— Start Data —

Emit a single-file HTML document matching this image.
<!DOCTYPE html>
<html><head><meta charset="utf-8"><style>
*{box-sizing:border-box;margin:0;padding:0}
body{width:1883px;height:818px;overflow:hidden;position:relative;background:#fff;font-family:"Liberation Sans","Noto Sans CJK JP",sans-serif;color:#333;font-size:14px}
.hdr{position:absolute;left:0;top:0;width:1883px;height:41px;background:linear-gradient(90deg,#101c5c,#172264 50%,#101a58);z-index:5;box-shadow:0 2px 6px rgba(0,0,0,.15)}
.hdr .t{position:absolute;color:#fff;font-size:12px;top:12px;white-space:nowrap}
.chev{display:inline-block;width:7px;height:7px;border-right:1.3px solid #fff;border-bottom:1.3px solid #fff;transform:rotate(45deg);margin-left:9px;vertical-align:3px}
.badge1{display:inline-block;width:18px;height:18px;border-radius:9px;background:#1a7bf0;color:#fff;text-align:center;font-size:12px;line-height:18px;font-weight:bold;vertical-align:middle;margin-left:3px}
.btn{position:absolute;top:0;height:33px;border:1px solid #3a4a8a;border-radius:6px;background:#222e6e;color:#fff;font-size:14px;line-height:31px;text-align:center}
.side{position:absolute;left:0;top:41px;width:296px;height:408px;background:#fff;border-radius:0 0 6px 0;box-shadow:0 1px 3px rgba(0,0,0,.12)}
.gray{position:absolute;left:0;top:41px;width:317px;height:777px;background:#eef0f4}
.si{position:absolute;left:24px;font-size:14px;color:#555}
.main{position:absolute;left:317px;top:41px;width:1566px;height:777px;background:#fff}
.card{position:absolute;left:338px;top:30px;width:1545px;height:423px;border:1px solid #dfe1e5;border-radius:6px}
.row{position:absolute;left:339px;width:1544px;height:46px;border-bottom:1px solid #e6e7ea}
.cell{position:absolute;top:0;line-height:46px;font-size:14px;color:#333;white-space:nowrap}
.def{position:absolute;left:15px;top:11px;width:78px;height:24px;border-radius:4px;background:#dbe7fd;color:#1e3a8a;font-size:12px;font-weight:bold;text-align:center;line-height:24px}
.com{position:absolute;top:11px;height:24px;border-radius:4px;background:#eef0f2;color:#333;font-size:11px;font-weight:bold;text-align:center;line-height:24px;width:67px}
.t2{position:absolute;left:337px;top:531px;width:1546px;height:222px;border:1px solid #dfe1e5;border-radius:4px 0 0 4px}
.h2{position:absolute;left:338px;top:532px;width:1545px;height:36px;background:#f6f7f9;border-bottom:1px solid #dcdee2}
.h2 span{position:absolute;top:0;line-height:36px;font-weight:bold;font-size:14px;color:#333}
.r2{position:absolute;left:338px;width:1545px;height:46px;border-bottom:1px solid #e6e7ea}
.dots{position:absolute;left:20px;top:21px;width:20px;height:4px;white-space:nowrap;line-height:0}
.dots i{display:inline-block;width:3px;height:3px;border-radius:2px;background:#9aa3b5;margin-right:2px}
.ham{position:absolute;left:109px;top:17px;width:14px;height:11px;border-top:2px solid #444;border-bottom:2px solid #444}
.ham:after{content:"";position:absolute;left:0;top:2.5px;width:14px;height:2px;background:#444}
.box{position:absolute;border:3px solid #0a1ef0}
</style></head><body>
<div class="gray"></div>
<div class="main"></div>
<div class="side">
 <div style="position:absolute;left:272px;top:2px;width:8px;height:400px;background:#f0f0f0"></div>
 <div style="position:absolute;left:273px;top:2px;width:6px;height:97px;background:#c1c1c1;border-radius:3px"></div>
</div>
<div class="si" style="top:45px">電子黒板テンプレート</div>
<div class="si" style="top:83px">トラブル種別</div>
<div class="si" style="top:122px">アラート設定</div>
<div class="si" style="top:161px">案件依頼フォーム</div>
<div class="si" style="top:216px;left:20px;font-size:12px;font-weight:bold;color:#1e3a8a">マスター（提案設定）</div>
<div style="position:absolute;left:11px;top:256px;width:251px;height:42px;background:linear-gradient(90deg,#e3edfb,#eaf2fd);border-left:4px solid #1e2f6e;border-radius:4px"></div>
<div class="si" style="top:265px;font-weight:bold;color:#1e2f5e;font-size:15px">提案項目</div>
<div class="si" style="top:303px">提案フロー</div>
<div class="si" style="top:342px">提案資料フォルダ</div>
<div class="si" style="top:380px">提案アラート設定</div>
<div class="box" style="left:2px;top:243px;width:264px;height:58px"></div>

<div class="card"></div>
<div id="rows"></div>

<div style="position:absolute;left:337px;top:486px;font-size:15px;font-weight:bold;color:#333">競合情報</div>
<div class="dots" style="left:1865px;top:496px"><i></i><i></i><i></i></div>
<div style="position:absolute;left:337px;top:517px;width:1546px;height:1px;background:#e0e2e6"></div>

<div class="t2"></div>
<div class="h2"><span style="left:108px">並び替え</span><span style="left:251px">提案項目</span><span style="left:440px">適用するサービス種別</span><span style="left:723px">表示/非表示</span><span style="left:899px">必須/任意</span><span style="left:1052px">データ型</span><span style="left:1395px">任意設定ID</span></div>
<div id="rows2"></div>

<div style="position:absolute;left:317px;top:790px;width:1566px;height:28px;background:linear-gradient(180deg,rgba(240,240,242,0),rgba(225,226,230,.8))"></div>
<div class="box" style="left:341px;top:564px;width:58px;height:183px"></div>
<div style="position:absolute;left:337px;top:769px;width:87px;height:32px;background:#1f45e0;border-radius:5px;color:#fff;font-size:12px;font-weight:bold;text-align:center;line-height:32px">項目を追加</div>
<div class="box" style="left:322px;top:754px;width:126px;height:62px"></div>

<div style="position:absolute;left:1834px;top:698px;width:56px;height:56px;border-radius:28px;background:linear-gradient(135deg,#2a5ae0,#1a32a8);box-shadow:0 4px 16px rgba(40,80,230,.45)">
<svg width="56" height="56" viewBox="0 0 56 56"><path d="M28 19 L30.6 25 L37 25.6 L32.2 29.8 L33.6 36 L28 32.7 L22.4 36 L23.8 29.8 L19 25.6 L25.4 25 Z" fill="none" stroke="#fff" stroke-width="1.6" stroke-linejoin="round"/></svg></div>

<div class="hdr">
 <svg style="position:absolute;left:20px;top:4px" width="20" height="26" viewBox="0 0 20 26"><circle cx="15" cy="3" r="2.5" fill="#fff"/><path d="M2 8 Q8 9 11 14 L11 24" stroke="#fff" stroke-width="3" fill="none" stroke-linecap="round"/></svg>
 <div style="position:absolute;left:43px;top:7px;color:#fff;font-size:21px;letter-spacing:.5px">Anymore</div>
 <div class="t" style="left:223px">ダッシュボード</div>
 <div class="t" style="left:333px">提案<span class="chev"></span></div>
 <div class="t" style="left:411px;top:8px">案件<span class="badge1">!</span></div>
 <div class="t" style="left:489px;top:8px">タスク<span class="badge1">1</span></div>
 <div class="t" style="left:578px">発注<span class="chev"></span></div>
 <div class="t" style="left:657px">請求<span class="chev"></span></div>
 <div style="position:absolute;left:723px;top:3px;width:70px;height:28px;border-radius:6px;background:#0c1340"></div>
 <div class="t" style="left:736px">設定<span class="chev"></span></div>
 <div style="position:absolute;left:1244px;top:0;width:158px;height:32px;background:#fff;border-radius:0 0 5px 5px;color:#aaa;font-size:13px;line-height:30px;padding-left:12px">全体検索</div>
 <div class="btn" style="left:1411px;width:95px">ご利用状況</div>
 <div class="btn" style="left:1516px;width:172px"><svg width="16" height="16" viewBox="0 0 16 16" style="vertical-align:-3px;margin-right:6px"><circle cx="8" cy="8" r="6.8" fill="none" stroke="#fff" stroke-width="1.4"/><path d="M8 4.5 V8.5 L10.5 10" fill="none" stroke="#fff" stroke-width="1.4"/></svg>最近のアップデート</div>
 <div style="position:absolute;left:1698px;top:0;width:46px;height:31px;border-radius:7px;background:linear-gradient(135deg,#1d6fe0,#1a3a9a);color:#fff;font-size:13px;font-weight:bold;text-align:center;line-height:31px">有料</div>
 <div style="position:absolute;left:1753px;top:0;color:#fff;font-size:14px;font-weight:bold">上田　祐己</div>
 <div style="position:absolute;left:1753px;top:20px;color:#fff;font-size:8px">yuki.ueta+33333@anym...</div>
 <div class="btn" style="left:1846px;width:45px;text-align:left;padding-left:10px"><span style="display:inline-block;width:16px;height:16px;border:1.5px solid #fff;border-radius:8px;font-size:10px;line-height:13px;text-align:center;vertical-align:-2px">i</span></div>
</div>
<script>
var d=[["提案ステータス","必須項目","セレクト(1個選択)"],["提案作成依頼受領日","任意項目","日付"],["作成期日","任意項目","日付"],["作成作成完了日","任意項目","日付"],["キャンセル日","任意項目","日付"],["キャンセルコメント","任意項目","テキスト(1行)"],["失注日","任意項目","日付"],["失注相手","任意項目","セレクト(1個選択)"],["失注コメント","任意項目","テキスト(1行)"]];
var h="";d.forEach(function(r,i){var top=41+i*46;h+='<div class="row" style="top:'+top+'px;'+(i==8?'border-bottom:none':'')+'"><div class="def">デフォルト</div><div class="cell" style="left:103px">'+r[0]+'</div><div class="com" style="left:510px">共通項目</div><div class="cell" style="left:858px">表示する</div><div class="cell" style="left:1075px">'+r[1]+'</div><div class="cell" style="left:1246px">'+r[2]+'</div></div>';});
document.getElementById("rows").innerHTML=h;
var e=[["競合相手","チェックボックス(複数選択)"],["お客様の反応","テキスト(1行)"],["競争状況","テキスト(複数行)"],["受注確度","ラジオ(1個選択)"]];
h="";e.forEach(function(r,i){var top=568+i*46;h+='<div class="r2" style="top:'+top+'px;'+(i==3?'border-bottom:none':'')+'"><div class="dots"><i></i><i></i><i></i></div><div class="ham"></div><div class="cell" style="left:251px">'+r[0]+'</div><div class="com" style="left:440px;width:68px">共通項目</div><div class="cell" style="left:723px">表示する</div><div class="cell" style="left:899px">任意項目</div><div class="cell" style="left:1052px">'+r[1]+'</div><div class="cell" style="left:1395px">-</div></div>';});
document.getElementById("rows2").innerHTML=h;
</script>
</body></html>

— End Data —

**Objective**
All lines that include "document" are to be gathered and copied.

**Response**
Emit a single-file HTML document matching this image.
document.getElementById("rows").innerHTML=h;
document.getElementById("rows2").innerHTML=h;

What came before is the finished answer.